Data extract >>
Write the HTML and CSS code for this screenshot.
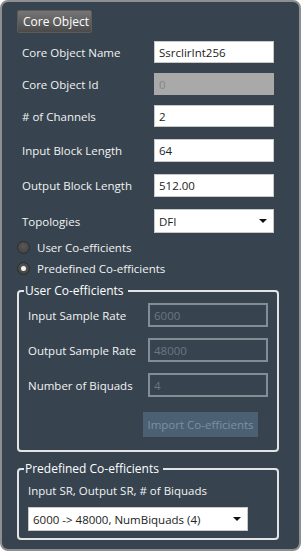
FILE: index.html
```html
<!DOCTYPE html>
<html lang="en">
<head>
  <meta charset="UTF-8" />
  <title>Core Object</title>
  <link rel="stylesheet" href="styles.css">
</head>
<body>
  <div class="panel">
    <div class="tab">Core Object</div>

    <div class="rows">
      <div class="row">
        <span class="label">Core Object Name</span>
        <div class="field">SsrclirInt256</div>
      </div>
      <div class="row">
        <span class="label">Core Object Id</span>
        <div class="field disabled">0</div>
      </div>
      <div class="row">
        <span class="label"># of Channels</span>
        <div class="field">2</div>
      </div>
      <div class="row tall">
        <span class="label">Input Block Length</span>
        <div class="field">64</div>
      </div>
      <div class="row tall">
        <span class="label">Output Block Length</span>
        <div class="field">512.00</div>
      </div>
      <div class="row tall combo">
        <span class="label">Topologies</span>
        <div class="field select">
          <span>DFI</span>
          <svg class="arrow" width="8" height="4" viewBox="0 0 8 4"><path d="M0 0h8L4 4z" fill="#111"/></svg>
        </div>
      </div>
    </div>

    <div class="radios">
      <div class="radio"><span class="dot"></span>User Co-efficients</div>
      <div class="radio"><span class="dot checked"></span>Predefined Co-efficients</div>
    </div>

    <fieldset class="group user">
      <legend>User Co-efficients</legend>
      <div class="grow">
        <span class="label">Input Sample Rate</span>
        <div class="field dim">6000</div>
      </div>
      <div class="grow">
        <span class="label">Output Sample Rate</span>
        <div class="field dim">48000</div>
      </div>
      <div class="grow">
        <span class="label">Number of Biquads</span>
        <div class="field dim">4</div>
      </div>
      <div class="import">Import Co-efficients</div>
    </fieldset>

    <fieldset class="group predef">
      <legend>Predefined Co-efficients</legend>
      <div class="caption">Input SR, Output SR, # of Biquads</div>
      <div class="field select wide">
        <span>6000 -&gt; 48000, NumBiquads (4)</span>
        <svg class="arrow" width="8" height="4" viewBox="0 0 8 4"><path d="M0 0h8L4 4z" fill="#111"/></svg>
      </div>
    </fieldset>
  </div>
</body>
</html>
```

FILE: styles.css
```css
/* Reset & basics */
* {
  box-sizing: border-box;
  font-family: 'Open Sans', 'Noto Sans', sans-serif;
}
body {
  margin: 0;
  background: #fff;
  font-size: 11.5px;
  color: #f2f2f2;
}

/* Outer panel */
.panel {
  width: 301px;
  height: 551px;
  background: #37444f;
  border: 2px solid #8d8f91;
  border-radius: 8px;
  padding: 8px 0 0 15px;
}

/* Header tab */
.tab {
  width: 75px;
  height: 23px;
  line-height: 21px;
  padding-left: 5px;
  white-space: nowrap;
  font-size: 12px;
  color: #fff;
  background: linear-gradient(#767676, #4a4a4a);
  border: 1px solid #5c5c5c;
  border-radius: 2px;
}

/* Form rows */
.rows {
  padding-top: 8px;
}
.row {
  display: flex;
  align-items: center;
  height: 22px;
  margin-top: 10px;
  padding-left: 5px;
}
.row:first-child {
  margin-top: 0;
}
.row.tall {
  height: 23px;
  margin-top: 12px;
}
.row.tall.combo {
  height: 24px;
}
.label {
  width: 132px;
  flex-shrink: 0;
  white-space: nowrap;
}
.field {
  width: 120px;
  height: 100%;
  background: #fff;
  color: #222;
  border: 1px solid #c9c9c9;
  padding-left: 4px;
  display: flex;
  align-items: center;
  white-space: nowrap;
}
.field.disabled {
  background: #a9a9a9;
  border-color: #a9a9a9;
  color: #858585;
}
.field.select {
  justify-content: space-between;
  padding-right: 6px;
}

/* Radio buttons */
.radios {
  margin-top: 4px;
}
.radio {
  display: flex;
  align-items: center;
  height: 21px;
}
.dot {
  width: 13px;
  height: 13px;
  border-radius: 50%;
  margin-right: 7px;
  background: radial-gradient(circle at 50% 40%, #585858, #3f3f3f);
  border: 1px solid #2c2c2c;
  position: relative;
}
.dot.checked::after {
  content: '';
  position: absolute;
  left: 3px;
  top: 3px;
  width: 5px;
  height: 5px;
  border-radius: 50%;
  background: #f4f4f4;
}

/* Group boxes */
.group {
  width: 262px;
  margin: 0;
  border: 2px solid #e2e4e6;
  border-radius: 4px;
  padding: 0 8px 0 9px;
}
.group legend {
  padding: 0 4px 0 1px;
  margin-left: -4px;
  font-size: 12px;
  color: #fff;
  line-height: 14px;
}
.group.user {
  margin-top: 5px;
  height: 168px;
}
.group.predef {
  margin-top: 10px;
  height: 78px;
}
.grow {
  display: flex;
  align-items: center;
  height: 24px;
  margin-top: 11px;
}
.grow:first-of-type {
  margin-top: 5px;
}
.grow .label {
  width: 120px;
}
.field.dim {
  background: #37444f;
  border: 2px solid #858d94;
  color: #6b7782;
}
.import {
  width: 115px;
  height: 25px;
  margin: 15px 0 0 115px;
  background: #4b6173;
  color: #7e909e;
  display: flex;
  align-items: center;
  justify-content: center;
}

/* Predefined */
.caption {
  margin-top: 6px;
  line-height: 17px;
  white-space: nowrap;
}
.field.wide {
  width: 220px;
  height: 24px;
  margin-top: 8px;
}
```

Directions for this task >>
Without the pictures, write out the whole listing above exactly as it appears.

Solution for this task >>
Write the HTML and CSS code for this screenshot.
FILE: index.html
```html
<!DOCTYPE html>
<html lang="en">
<head>
  <meta charset="UTF-8" />
  <title>Core Object</title>
  <link rel="stylesheet" href="styles.css">
</head>
<body>
  <div class="panel">
    <div class="tab">Core Object</div>

    <div class="rows">
      <div class="row">
        <span class="label">Core Object Name</span>
        <div class="field">SsrclirInt256</div>
      </div>
      <div class="row">
        <span class="label">Core Object Id</span>
        <div class="field disabled">0</div>
      </div>
      <div class="row">
        <span class="label"># of Channels</span>
        <div class="field">2</div>
      </div>
      <div class="row tall">
        <span class="label">Input Block Length</span>
        <div class="field">64</div>
      </div>
      <div class="row tall">
        <span class="label">Output Block Length</span>
        <div class="field">512.00</div>
      </div>
      <div class="row tall combo">
        <span class="label">Topologies</span>
        <div class="field select">
          <span>DFI</span>
          <svg class="arrow" width="8" height="4" viewBox="0 0 8 4"><path d="M0 0h8L4 4z" fill="#111"/></svg>
        </div>
      </div>
    </div>

    <div class="radios">
      <div class="radio"><span class="dot"></span>User Co-efficients</div>
      <div class="radio"><span class="dot checked"></span>Predefined Co-efficients</div>
    </div>

    <fieldset class="group user">
      <legend>User Co-efficients</legend>
      <div class="grow">
        <span class="label">Input Sample Rate</span>
        <div class="field dim">6000</div>
      </div>
      <div class="grow">
        <span class="label">Output Sample Rate</span>
        <div class="field dim">48000</div>
      </div>
      <div class="grow">
        <span class="label">Number of Biquads</span>
        <div class="field dim">4</div>
      </div>
      <div class="import">Import Co-efficients</div>
    </fieldset>

    <fieldset class="group predef">
      <legend>Predefined Co-efficients</legend>
      <div class="caption">Input SR, Output SR, # of Biquads</div>
      <div class="field select wide">
        <span>6000 -&gt; 48000, NumBiquads (4)</span>
        <svg class="arrow" width="8" height="4" viewBox="0 0 8 4"><path d="M0 0h8L4 4z" fill="#111"/></svg>
      </div>
    </fieldset>
  </div>
</body>
</html>
```

FILE: styles.css
```css
/* Reset & basics */
* {
  box-sizing: border-box;
  font-family: 'Open Sans', 'Noto Sans', sans-serif;
}
body {
  margin: 0;
  background: #fff;
  font-size: 11.5px;
  color: #f2f2f2;
}

/* Outer panel */
.panel {
  width: 301px;
  height: 551px;
  background: #37444f;
  border: 2px solid #8d8f91;
  border-radius: 8px;
  padding: 8px 0 0 15px;
}

/* Header tab */
.tab {
  width: 75px;
  height: 23px;
  line-height: 21px;
  padding-left: 5px;
  white-space: nowrap;
  font-size: 12px;
  color: #fff;
  background: linear-gradient(#767676, #4a4a4a);
  border: 1px solid #5c5c5c;
  border-radius: 2px;
}

/* Form rows */
.rows {
  padding-top: 8px;
}
.row {
  display: flex;
  align-items: center;
  height: 22px;
  margin-top: 10px;
  padding-left: 5px;
}
.row:first-child {
  margin-top: 0;
}
.row.tall {
  height: 23px;
  margin-top: 12px;
}
.row.tall.combo {
  height: 24px;
}
.label {
  width: 132px;
  flex-shrink: 0;
  white-space: nowrap;
}
.field {
  width: 120px;
  height: 100%;
  background: #fff;
  color: #222;
  border: 1px solid #c9c9c9;
  padding-left: 4px;
  display: flex;
  align-items: center;
  white-space: nowrap;
}
.field.disabled {
  background: #a9a9a9;
  border-color: #a9a9a9;
  color: #858585;
}
.field.select {
  justify-content: space-between;
  padding-right: 6px;
}

/* Radio buttons */
.radios {
  margin-top: 4px;
}
.radio {
  display: flex;
  align-items: center;
  height: 21px;
}
.dot {
  width: 13px;
  height: 13px;
  border-radius: 50%;
  margin-right: 7px;
  background: radial-gradient(circle at 50% 40%, #585858, #3f3f3f);
  border: 1px solid #2c2c2c;
  position: relative;
}
.dot.checked::after {
  content: '';
  position: absolute;
  left: 3px;
  top: 3px;
  width: 5px;
  height: 5px;
  border-radius: 50%;
  background: #f4f4f4;
}

/* Group boxes */
.group {
  width: 262px;
  margin: 0;
  border: 2px solid #e2e4e6;
  border-radius: 4px;
  padding: 0 8px 0 9px;
}
.group legend {
  padding: 0 4px 0 1px;
  margin-left: -4px;
  font-size: 12px;
  color: #fff;
  line-height: 14px;
}
.group.user {
  margin-top: 5px;
  height: 168px;
}
.group.predef {
  margin-top: 10px;
  height: 78px;
}
.grow {
  display: flex;
  align-items: center;
  height: 24px;
  margin-top: 11px;
}
.grow:first-of-type {
  margin-top: 5px;
}
.grow .label {
  width: 120px;
}
.field.dim {
  background: #37444f;
  border: 2px solid #858d94;
  color: #6b7782;
}
.import {
  width: 115px;
  height: 25px;
  margin: 15px 0 0 115px;
  background: #4b6173;
  color: #7e909e;
  display: flex;
  align-items: center;
  justify-content: center;
}

/* Predefined */
.caption {
  margin-top: 6px;
  line-height: 17px;
  white-space: nowrap;
}
.field.wide {
  width: 220px;
  height: 24px;
  margin-top: 8px;
}
```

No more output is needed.